Oct 21, 2005 15:09
Haven't updated the ol livejournal in a few days so I figured I would. I've actually got a few things I can put in here so eh. I've got a splitting headache, my back is fucking killing me, and my chest feels like someone took a cheese grater to it. Damn chops.
So last night was the BPW show that everyone had been looking forward to doing for quite a while. We get to the show and all that good stuff and I find out that I'm actually going to be working a match outside of the battle royal. I was scheduled to work the opening match with Chad Allegra which worked out great since he's the heavyweight champion at NWF and because I was hoping to get on some NWF shows in the future. We go out and we do our match, everything went smoothly and I had alot of fun. Him and his tag partner Mongo lit me the fuck up with chops and I even got split open which sucked tremendously, but ah well. That's life. I got to do my standing shooting star press which got over huge with the crowd so that was good. I don't know why but I got so blown up that after the match when I was walking to the back I thought I was going to throw up. Again I have no idea why. My wind isn't good to start, but it's sure as hell better than that after only a 10 minute match. I also forgot to mention that since I go by Adam Bueller at BPW, when I came out to my match I had to use the Ferris Bueller's Day Off theme for my entrance. That was kinda funny. But anyway, so then it came time to do the Hardcore Battle Royal. I was nervous as hell going into the battle royal. Not because there were going to be weapons, but because there were going to be 20 guys with weapons and I had a crazy sinus headache. But it went off really good and it was one of the funnest times I've had in all of my nearly 2 years of wrestling. I got to see Nate Webb clock someone in the head with a ladder while they weren't looking and I almost started cracking up laughing right there. But I did get to take the craziest bump I've ever taken in the battle royal though. I proped the ladder up in the corner and when I turned around, Osyris (who is a 6 foot 8ish 400 pound guy) picked me up for a press slam and droped me onto the ladder and it got a HUGE pop. After the show I had a ton of marks putting it over as well as some of the guys in the back. So I felt pretty good about it.
Taking the ring down after the show sucked cuz it was raining a little but by the time we finally left it was pouring. We had Osyris follow us home from the show and we thought we lost him at a light. So me and Dustin were freaking out big as shit, but he just stoped into a gas station and knew how to get back to our apartment so it was all good. For a pretty good while it was just me and Osyris hanging out at the apartment until Ed and Jerrod got home. They ended up bringing McDonalds home with them so me and Osyris went out on a little trip to McDonalds of our own for some mcFlurrys. Before I got droped off at my house I had already had a chicken nachos bell grande, a chicken quesadilla, a taco, and a cheesey gordita crunch from Taco Bell (yeah, I'm a fat shit) but I was still hungry so we went out. Well we get there and they tell us that their ice cream machine was fucked up so we went over to UDF for some ice cream. Since it was like 3 in the morning they were closed. We were about to give up hope until I thought...STEAK AND SHAKE!!! So we went about 15 minutes down the road to steak and shake, we got shakes, and life was good. Got home, took my contacts out, went to sleep, and that was how that whole thing went.

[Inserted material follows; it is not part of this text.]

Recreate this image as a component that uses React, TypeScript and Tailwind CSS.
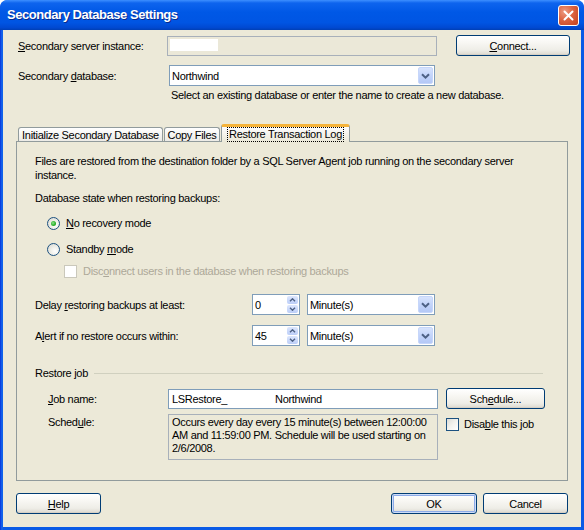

I had a really fucked up dream last night, like it was seriously one of the worst dreams I've ever had. I woke up feeling really bad. But that's a whole other story.
Now I'm sore and stabby. Why do rhinos have to exist? I hate them so much, they're so god damn big and they have that stupid fucking horn. Fucking rhinos. Always trampling shit. One day they should get trampled just to see how they like it. And they're so god damn annoying. Fucking rhinos.
That's about all I got.
Die and get the fuck out of the way.